For that matter women had already been corporate heads and had acted as Secretary of State (a somewhat more exalted position than the anchor of a 30 minute news broadcast) long before Couric’s “breakthrough.” At the point of her ascension, it was not simply “enough” for Couric to be a token woman breaking through (as Gail Collins’ or Eleanor Clift’s careers might arguably be assessed); she needed to be good at the job, too, and she simply wasn’t.

Blaming the nation for her failure, and charging that we just weren’t ready for the wonderfulness of her apparently unique womanhood, was insulting to viewers in precisely the same way it is insulting to Americans — who elected President Obama by a wide margin — to be told that any problem they have with Barack Obama or his policies are simply “racist.”

What both Couric and Obama do not understand is how unseemly it is to cry “victim” while on the pinnacle.
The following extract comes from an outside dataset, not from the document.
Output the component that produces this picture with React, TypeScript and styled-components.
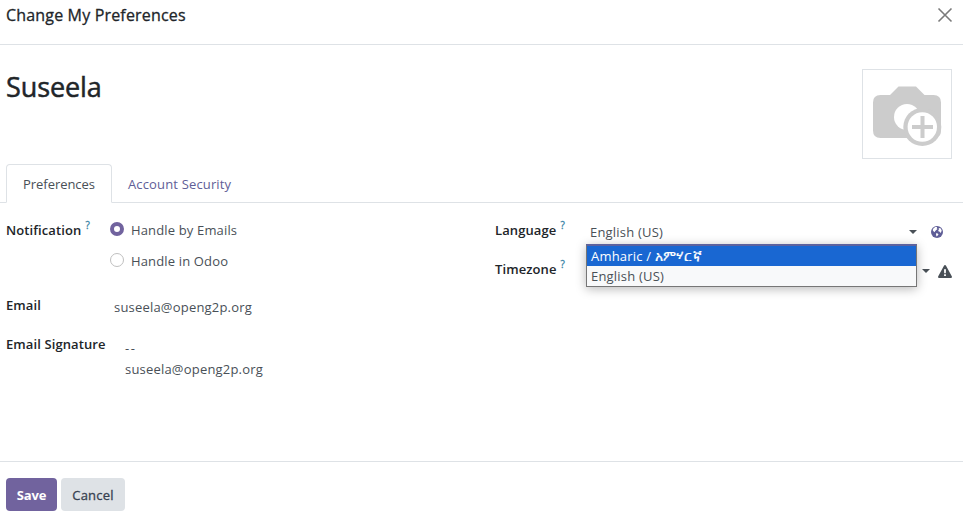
import React from "react";
import styled, { createGlobalStyle } from "styled-components";

const GlobalStyle = createGlobalStyle`
  * { box-sizing: border-box; }
  body { margin: 0; background: #fff; overflow: hidden; }
`;

const Dialog = styled.div`
  display: flex;
  flex-direction: column;
  width: 963px;
  height: 513px;
  background: #fff;
  color: #495057;
  font-family: "Open Sans", "Noto Sans", sans-serif;
  font-size: 13px;
  line-height: 20px;
  letter-spacing: 0.2px;
  white-space: nowrap;
`;

const Header = styled.header`
  display: flex;
  justify-content: space-between;
  height: 45px;
  padding: 4px 10px 0 6px;
  border-bottom: 1px solid #dee2e6;
`;

const Title = styled.h4`
  margin: 0;
  color: #212529;
  font-size: 16px;
  line-height: 22px;
  font-weight: 400;
  letter-spacing: 0.17px;
  -webkit-text-stroke: 0.3px #212529;
`;

const CloseButton = styled.button`
  width: 16px;
  height: 22px;
  padding: 0;
  border: 0;
  background: none;
`;

const Identity = styled.section`
  display: flex;
  justify-content: space-between;
  height: 119px;
  padding: 24px 11px 0 6px;
`;

const Name = styled.h1`
  margin: 0;
  color: #212529;
  font-size: 27px;
  line-height: 36px;
  font-weight: 400;
  letter-spacing: -0.1px;
  -webkit-text-stroke: 0.5px #212529;
`;

const Avatar = styled.div`
  width: 90px;
  height: 90px;
  border: 1px solid #dee2e6;
`;

const Tabs = styled.nav`
  display: flex;
  height: 39px;
  padding-left: 6px;
  border-bottom: 1px solid #dee2e6;
`;

const Tab = styled.a<{ $active?: boolean }>`
  width: ${(p) => (p.$active ? "106px" : "auto")};
  height: 39px;
  padding: 9px 15px 0 ${(p) => (p.$active ? "16px" : "15px")};
  border-width: 1px;
  border-style: solid;
  border-color: ${(p) => (p.$active ? "#dee2e6 #dee2e6 #fff" : "transparent")};
  border-radius: 4px 4px 0 0;
  background: ${(p) => (p.$active ? "#fff" : "transparent")};
  color: ${(p) => (p.$active ? "#495057" : "#5f5e97")};
  letter-spacing: ${(p) => (p.$active ? "-0.04px" : "0.15px")};
`;

const Content = styled.main`
  display: grid;
  grid-template-columns: 489px 1fr;
  height: 258px;
`;

const Column = styled.div<{ $right?: boolean }>`
  display: grid;
  align-content: start;
  grid-template-columns: ${(p) => (p.$right ? "92px 1fr" : "104px 1fr")};
  grid-template-rows: ${(p) => (p.$right ? "39px 39px" : "75px 39px 70px")};
  padding: 17px 0 0 6px;
`;

const Label = styled.label`
  color: #212529;
  font-weight: 600;
  letter-spacing: 0.1px;
`;

const Help = styled.sup`
  margin-left: 4px;
  color: #3581a5;
  font-size: 10px;
  font-weight: 400;
  line-height: 0;
  vertical-align: 6px;
  -webkit-text-stroke: 0.3px #3581a5;
`;

const Radios = styled.div`
  display: flex;
  flex-direction: column;
  gap: 11px;
  letter-spacing: 0.15px;
`;

const RadioOption = styled.div`
  display: flex;
  gap: 7px;
`;

const RadioMark = styled.span<{ $checked?: boolean }>`
  width: 14px;
  height: 14px;
  margin-top: 2px;
  border-radius: 50%;
  border: ${(p) => (p.$checked ? "4px solid #71639e" : "1px solid #bfbfbf")};
`;

const EmailValue = styled.span`
  padding: 2px 0 0 4px;
`;

const Signature = styled.div`
  padding: 4px 0 0 15px;
`;

const SignatureLine = styled.p<{ $dashes?: boolean }>`
  margin: 0;
  line-height: 21px;
  letter-spacing: ${(p) => (p.$dashes ? "1.6px" : "inherit")};
`;

const Field = styled.div`
  position: relative;
  display: flex;
  align-items: center;
  height: 24px;
`;

const SelectBox = styled.div<{ $narrow?: boolean }>`
  display: flex;
  flex: none;
  align-items: center;
  width: ${(p) => (p.$narrow ? "343px" : "330px")};
  height: 22px;
  padding-left: 3px;
`;

const Caret = styled.i`
  margin-left: auto;
  border: 4px solid transparent;
  border-top-color: #495057;
  border-bottom: 0;
`;

const FieldIcon = styled.span<{ $gap: number }>`
  display: flex;
  margin-left: ${(p) => p.$gap}px;
`;

const Menu = styled.div`
  position: absolute;
  z-index: 1;
  top: 24px;
  left: -1px;
  width: 331px;
  height: 43px;
  border: 1px solid #767676;
  border-top: 2px solid #5d629e;
  background: #f8f9fa;
  box-shadow: 0 2px 10px rgba(0, 0, 0, 0.28);
`;

const MenuItem = styled.div<{ $selected?: boolean }>`
  height: 20px;
  padding-left: 4px;
  line-height: 20px;
  background: ${(p) => (p.$selected ? "#1967d2" : "transparent")};
  color: ${(p) => (p.$selected ? "#fff" : "#495057")};
`;

const NativeName = styled.span`
  font-size: 13.5px;
  line-height: 1;
  -webkit-text-stroke: 0.2px #fff;
`;

const Footer = styled.footer`
  display: flex;
  gap: 4px;
  flex: 1;
  padding: 16px 6px 0;
  border-top: 1px solid #dee2e6;
`;

const Button = styled.button<{ $primary?: boolean }>`
  width: ${(p) => (p.$primary ? "51px" : "64px")};
  height: 33px;
  padding: 0;
  border: 0;
  border-radius: 4px;
  font-family: inherit;
  font-size: 13px;
  font-weight: ${(p) => (p.$primary ? 700 : 400)};
  letter-spacing: ${(p) => (p.$primary ? "-0.1px" : "0.2px")};
  -webkit-text-stroke: ${(p) => (p.$primary ? "0" : "0.3px #374151")};
  background: ${(p) => (p.$primary ? "#71639e" : "#dee2e6")};
  color: ${(p) => (p.$primary ? "#fff" : "#374151")};
`;

const CameraIcon = () => (
  <svg width="88" height="88" viewBox="0 0 88 88">
    <path
      d="M17 25h10l8.500-8.500h17.500l8.500 8.500h9q7.500 0 7.500 7.500v28q0 7.500-7.500 7.500H17.500q-7.500 0-7.500-7.500V32.500q0-7.500 7.500-7.500Z"
      fill="#ccc"
    />
    <circle cx="44" cy="47" r="13" fill="#fff" />
    <circle cx="59.3" cy="57" r="19" fill="#ccc" />
    <circle cx="59.3" cy="57" r="14.7" fill="#fff" />
    <path d="M59.5 46v22M49 57h21" stroke="#ccc" strokeWidth="4" />
  </svg>
);

const GlobeIcon = () => (
  <svg width="12" height="12" viewBox="0 0 12 12">
    <circle cx="6" cy="6" r="6" fill="#5f5e97" />
    <path
      d="M2.400 2.500 4.200 1.100 6.200 1 5.700 2.300 6.500 3 5 4.300 4 5.200 3.900 6.300 2.400 5.200 1.700 4ZM7.500 2 9.500 2.300 10.700 4.200 10.200 6 9.600 7 8.700 5.800 7.400 5.200 7.300 4 8.200 3.300ZM5 7.300 6.700 7.500 7.500 8.300 6.500 9.800 5.500 10.500 5.100 9Z"
      fill="#fff"
    />
  </svg>
);

const WarningIcon = () => (
  <svg width="14" height="13" viewBox="0 0 14 13">
    <path d="M7 0 Q7.6 0 7.9.6L13.9 11.5Q14.1 13 13 13H1Q-.1 13 .1 11.5L6.1.6Q6.4 0 7 0Z" fill="#495057" />
    <path d="M6 4.200h2l-.2 4H6.200ZM6.100 9.200h1.800v1.800H6.100Z" fill="#fff" />
  </svg>
);

export default function App() {
  return (
    <Dialog>
      <GlobalStyle />
      <Header>
        <Title>Change My Preferences</Title>
        <CloseButton aria-label="Close">
          <svg width="16" height="22" viewBox="0 0 16 22">
            <path d="m1.500 4.500 13 13m0-13-13 13" stroke="#7a7a7a" strokeWidth="1.6" />
          </svg>
        </CloseButton>
      </Header>
      <Identity>
        <Name>Suseela</Name>
        <Avatar>
          <CameraIcon />
        </Avatar>
      </Identity>
      <Tabs>
        <Tab $active>Preferences</Tab>
        <Tab>Account Security</Tab>
      </Tabs>
      <Content>
        <Column>
          <Label>
            Notification<Help>?</Help>
          </Label>
          <Radios>
            <RadioOption>
              <RadioMark $checked />
              Handle by Emails
            </RadioOption>
            <RadioOption>
              <RadioMark />
              Handle in Odoo
            </RadioOption>
          </Radios>
          <Label>Email</Label>
          <EmailValue>suseela@openg2p.org</EmailValue>
          <Label>Email Signature</Label>
          <Signature>
            <SignatureLine $dashes>--</SignatureLine>
            <SignatureLine>suseela@openg2p.org</SignatureLine>
          </Signature>
        </Column>
        <Column $right>
          <Label>
            Language<Help>?</Help>
          </Label>
          <Field>
            <SelectBox>
              English (US)
              <Caret />
            </SelectBox>
            <FieldIcon $gap={14}>
              <GlobeIcon />
            </FieldIcon>
            <Menu>
              <MenuItem $selected>
                Amharic / <NativeName>አምሃርኛ</NativeName>
              </MenuItem>
              <MenuItem>English (US)</MenuItem>
            </Menu>
          </Field>
          <Label>
            Timezone<Help>?</Help>
          </Label>
          <Field>
            <SelectBox $narrow>
              <Caret />
            </SelectBox>
            <FieldIcon $gap={8}>
              <WarningIcon />
            </FieldIcon>
          </Field>
        </Column>
      </Content>
      <Footer>
        <Button $primary>Save</Button>
        <Button>Cancel</Button>
      </Footer>
    </Dialog>
  );
}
As I have noted elsewhere:

Once you’ve reached a pinnacle, you can’t keep whining that you’re only teetering because you’re a woman victim. You’re teetering because the pinnacle is slim, sharp and lonely, and you can only remain there if you belong there, or if you have one hell of a safety belt supporting you. Those who belong there make the pinnacle look easy, the rest impale themselves or fall. Or they loll about in the safety belt, and stagnate.